General Mechanical

General Mechanical

Visualization of deformation over time (transient analysis in Ansys Mechanical)

    • a_l_o
      Subscriber

      Hello folks,

      I want to look at the deformation of nodes or a single node over time on a path (defined as construction geometry) in a transient structural simulation done in Ansys Mechanical 2022R2. How do I do that?

      In the definition of the result "Total Deformation" I can choose "Maximum over Time" or "Time of Maximum" as By-value, but without getting a "time" column in the exported txt-file, only the node coordinates and the deformation value.

      My big question: Is there an easy to accomplish what I want? Or do I have to add the total deformation result for every timestep for my path, export the result, and merge all files somehow to obtain the possibility of using "time" as x-axis? If you have also a clue on how the easy way could be implented via scripting in IronPython, please include this in your answer. Thx!

    • peteroznewman
      Subscriber

      Hello a_l_o,

      Use Directional Deformation instead of Total Deformation and select an appropriate direction. Below is the plot of the Y Axis deformation vs Time for a single node.

      Below is the mesh whose Directional Deformation was requested above.

      The node that was selected was the one just inboard from the tip of the beam.

      If the beam I showed was at an angle to the global coordinate axes, I could make a local coordinate axis to output the deformation in.

      I don't see why you would want a path. Please explain.

      • a_l_o
        Subscriber

        Hello peteroznewman,

        Thank you very much for your reply. I followed your instructions to evaluate the directional deformation and got a similar overview like in your first screenshot. Unfortunately, the export via right click "Export Text File" just provides the data of the "by" timestep I chose when setting up this result, this is the text file:

         

        The manual copy-paste process of the table (right in your first screenshot) will kill some time... Do you know of a scripting way to do this?

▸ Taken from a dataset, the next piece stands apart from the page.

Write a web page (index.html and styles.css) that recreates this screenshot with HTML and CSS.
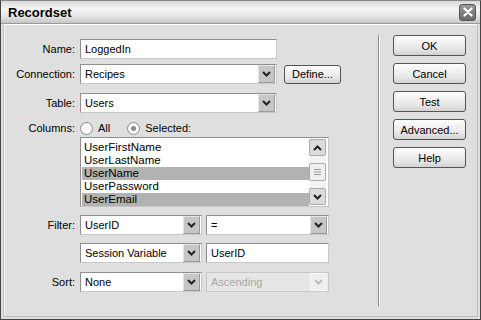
FILE: index.html
```html
<!DOCTYPE html>
<html lang="en">
<head>
    <meta charset="UTF-8">
    <title>Recordset</title>
    <link rel="stylesheet" href="styles.css">
</head>
<body>
<div class="window">
    <div class="titlebar">
        <span class="title">Recordset</span>
        <span class="close">
            <svg width="10" height="10" viewBox="0 0 10 10"><path d="M1.5 1.5 L8.5 8.5 M8.5 1.5 L1.5 8.5" stroke="#fff" stroke-width="2.2" stroke-linecap="round"/></svg>
        </span>
    </div>
    <div class="content">
        <div class="form">
            <label class="lbl row-name">Name:</label>
            <div class="row-name"><div class="field w197">LoggedIn</div></div>

            <label class="lbl row-conn">Connection:</label>
            <div class="row-conn line">
                <div class="select w197"><span class="val">Recipes</span><span class="arrow"><svg width="9" height="6" viewBox="0 0 9 6"><path d="M1 1 L4.5 4.5 L8 1" fill="none" stroke="#222" stroke-width="2"/></svg></span></div>
                <button class="small-btn">Define...</button>
            </div>

            <label class="lbl row-table">Table:</label>
            <div class="row-table"><div class="select w197"><span class="val">Users</span><span class="arrow"><svg width="9" height="6" viewBox="0 0 9 6"><path d="M1 1 L4.5 4.5 L8 1" fill="none" stroke="#222" stroke-width="2"/></svg></span></div></div>

            <label class="lbl row-cols">Columns:</label>
            <div class="row-cols line radios">
                <span class="radio"></span><span class="rtext">All</span>
                <span class="radio on"></span><span class="rtext">Selected:</span>
            </div>

            <div class="row-list list-cell">
                <div class="listbox">
                    <div class="items">
                        <div class="item">UserFirstName</div>
                        <div class="item">UserLastName</div>
                        <div class="item sel">UserName</div>
                        <div class="item">UserPassword</div>
                        <div class="item sel">UserEmail</div>
                    </div>
                    <div class="scroll">
                        <span class="sbtn"><svg width="9" height="6" viewBox="0 0 9 6"><path d="M1 5 L4.5 1.5 L8 5" fill="none" stroke="#222" stroke-width="2"/></svg></span>
                        <span class="track"><span class="thumb"><svg width="7" height="8" viewBox="0 0 7 8"><path d="M0 1.5 H7 M0 4 H7 M0 6.5 H7" stroke="#999" stroke-width="1"/></svg></span></span>
                        <span class="sbtn"><svg width="9" height="6" viewBox="0 0 9 6"><path d="M1 1 L4.5 4.5 L8 1" fill="none" stroke="#222" stroke-width="2"/></svg></span>
                    </div>
                </div>
            </div>

            <label class="lbl row-filter">Filter:</label>
            <div class="row-filter line pair">
                <div class="select w122"><span class="val">UserID</span><span class="arrow"><svg width="9" height="6" viewBox="0 0 9 6"><path d="M1 1 L4.5 4.5 L8 1" fill="none" stroke="#222" stroke-width="2"/></svg></span></div>
                <div class="select w123"><span class="val">=</span><span class="arrow"><svg width="9" height="6" viewBox="0 0 9 6"><path d="M1 1 L4.5 4.5 L8 1" fill="none" stroke="#222" stroke-width="2"/></svg></span></div>
            </div>

            <div class="row-sess line pair list-cell">
                <div class="select w122"><span class="val">Session Variable</span><span class="arrow"><svg width="9" height="6" viewBox="0 0 9 6"><path d="M1 1 L4.5 4.5 L8 1" fill="none" stroke="#222" stroke-width="2"/></svg></span></div>
                <div class="field w123">UserID</div>
            </div>

            <label class="lbl row-sort">Sort:</label>
            <div class="row-sort line pair">
                <div class="select w122"><span class="val">None</span><span class="arrow"><svg width="9" height="6" viewBox="0 0 9 6"><path d="M1 1 L4.5 4.5 L8 1" fill="none" stroke="#222" stroke-width="2"/></svg></span></div>
                <div class="select w123 disabled"><span class="val">Ascending</span><span class="arrow"><svg width="9" height="6" viewBox="0 0 9 6"><path d="M1 1 L4.5 4.5 L8 1" fill="none" stroke="#bbb" stroke-width="2"/></svg></span></div>
            </div>
        </div>

        <div class="sep"></div>

        <div class="buttons">
            <button class="btn">OK</button>
            <button class="btn">Cancel</button>
            <button class="btn">Test</button>
            <button class="btn">Advanced...</button>
            <button class="btn">Help</button>
        </div>
    </div>
</div>
</body>
</html>
```

FILE: styles.css
```css
body {
    margin: 0;
    width: 481px;
    height: 320px;
    overflow: hidden;
    font-family: "Liberation Sans", Arial, sans-serif;
    font-size: 11px;
    color: #000;
    background: #dedede;
}
.window {
    box-sizing: border-box;
    width: 481px;
    height: 320px;
    border: 1px solid #444;
    border-top-color: #888;
    background: #dfdfdf;
    display: flex;
    flex-direction: column;
}
.titlebar {
    height: 22px;
    flex: none;
    display: flex;
    align-items: center;
    justify-content: space-between;
    padding: 0 4px 0 7px;
    background: linear-gradient(#d8d8d8, #f6f6f6 35%, #e4e4e4 70%, #c6c6c6);
    border-bottom: 1px solid #9a9a9a;
}
.title {
    font-weight: bold;
    font-size: 13px;
    color: #000;
}
.close {
    width: 15px;
    height: 15px;
    border-radius: 3px;
    background: linear-gradient(#9a9a9a, #6a6a6a);
    border: 1px solid #555;
    display: flex;
    align-items: center;
    justify-content: center;
}
.content {
    flex: 1;
    display: flex;
    border: 1px solid #bdbdbd;
    border-top-color: #fff;
    margin: 0 2px 2px 2px;
    box-shadow: inset 1px 0 0 #f4f4f4;
}
.form {
    width: 340px;
    display: grid;
    grid-template-columns: 71px auto;
    column-gap: 5px;
    align-content: start;
    padding-top: 14px;
}
.lbl {
    text-align: right;
    align-self: center;
}
.line {
    display: flex;
    align-items: center;
    gap: 7px;
}
.pair {
    gap: 4px;
}
.list-cell {
    grid-column: 2;
}
.row-conn { margin-top: 5px; }
.row-table { margin-top: 9px; }
.row-cols { margin-top: 7px; }
.row-list { margin-top: 1px; }
.row-filter { margin-top: 8px; }
.row-sess { margin-top: 8px; }
.row-sort { margin-top: 9px; }

.field, .select {
    box-sizing: border-box;
    height: 20px;
    background: #fff;
    border: 1px solid #8f8f8f;
    border-right-color: #c8c8c8;
    border-bottom-color: #c8c8c8;
    display: flex;
    align-items: center;
}
.field {
    padding-left: 4px;
}
.select .val {
    flex: 1;
    padding-left: 4px;
    white-space: nowrap;
    overflow: hidden;
}
.select .arrow {
    width: 15px;
    height: 16px;
    margin-right: 1px;
    background: #c6c6c6;
    border: 1px solid #e6e6e6;
    border-right-color: #9a9a9a;
    border-bottom-color: #9a9a9a;
    display: flex;
    align-items: center;
    justify-content: center;
}
.select.disabled {
    background: #e6e6e6;
    color: #a8a8a8;
    border-color: #c8c8c8;
}
.select.disabled .arrow {
    background: #efefef;
    border-color: #f6f6f6;
}
.w197 { width: 197px; }
.w122 { width: 122px; }
.w123 { width: 123px; }

.small-btn, .btn {
    font-family: inherit;
    font-size: 11px;
    color: #000;
    border: 1px solid #555;
    border-radius: 3px;
    background: linear-gradient(#fdfdfd, #e6e6e6 70%, #d2d2d2);
    padding: 0;
}
.small-btn {
    width: 57px;
    height: 19px;
}

.radios {
    gap: 0;
    height: 16px;
}
.radio {
    box-sizing: border-box;
    width: 13px;
    height: 13px;
    border-radius: 50%;
    border: 1px solid #8a8a8a;
    background: #fafafa;
    display: flex;
    align-items: center;
    justify-content: center;
}
.radio.on::after {
    content: "";
    width: 5px;
    height: 5px;
    border-radius: 50%;
    background: #8a8a8a;
}
.rtext {
    margin-left: 5px;
    margin-right: 17px;
}

.listbox {
    box-sizing: border-box;
    width: 249px;
    height: 70px;
    background: #fff;
    border: 1px solid #8f8f8f;
    border-right-color: #c8c8c8;
    border-bottom-color: #c8c8c8;
    display: flex;
    padding: 1px;
}
.items {
    flex: 1;
    padding-top: 2px;
}
.item {
    height: 13px;
    line-height: 13px;
    padding-left: 2px;
    font-size: 11.5px;
}
.item.sel {
    background: #b2b2b2;
}
.scroll {
    width: 17px;
    display: flex;
    flex-direction: column;
    justify-content: space-between;
    margin-right: 1px;
}
.sbtn, .thumb {
    box-sizing: border-box;
    width: 17px;
    height: 17px;
    background: #dcdcdc;
    border: 1px solid #aaa;
    border-radius: 2px;
    display: flex;
    align-items: center;
    justify-content: center;
}
.track {
    flex: 1;
    display: flex;
    align-items: center;
    background: #f4f4f4;
}
.thumb {
    height: 18px;
    background: #f0f0f0;
}

.sep {
    width: 1px;
    margin: 10px 0 10px 34px;
    background: #8a8a8a;
    box-shadow: 1px 0 0 #fafafa;
}
.buttons {
    display: flex;
    flex-direction: column;
    gap: 7px;
    padding: 10px 0 0 14px;
}
.btn {
    width: 73px;
    height: 21px;
}
```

        In regards to your last question: I would like to compare certain results of nodes at the path with each other in the time domain. Of course I would have to split the path in defined paths (or choose single nodes from it) and work with means unless I visualize the data in a 3D way, what also is a possibility at the moment. The export via a path geometry seems easier to me than twenty times a single node, at least without scripting.

    • peteroznewman
      Subscriber

      When I want Ansys tabular data in Excel, I just click in the blank cell at the top left (above the row numbers) and the whole table highlights, then Ctrl-C, click in Excel and Ctrl-V.  In this case I would delete 2 columns as they contain the same data. That didn't take much time, are you doing something different that you feel is taking more time?

      If you want to learn APDL, you can write code to open a file and write the directional deformation for a node into that file. That code can be put in the model and will automatically run at the end of the solution. I don't write APDL code, so I can't help you with that. APDL has been around for decades, but in the last few years, scripting has been added to Mechanical Workbench, but I have not learned to do that either.

      I still don't follow what you want to do with a path, could you sketch that out and reply with an image?

      How does a path save you from getting data "twenty times a single node"? I don't follow that either. Do you mean you have 20 load sets and you want to plot the family of curves from 20 solutions? To reduce the manual labor in that, I can see why you would want APDL code to automatically run the 20 loads and write one file with the time history of the node for those 20 solutions.

      Or do you mean you are interested in 20 different nodes that are along a region of your model that you refer to as a "path".  Some of my confusion is due to the fact that Ansys uses the word Path to refer to Construction Geometry which is used to extract data from models by interpolating between nodes.  When you say path, do you mean Ansys Construction Geometry or do you just mean a region of nodes on your model?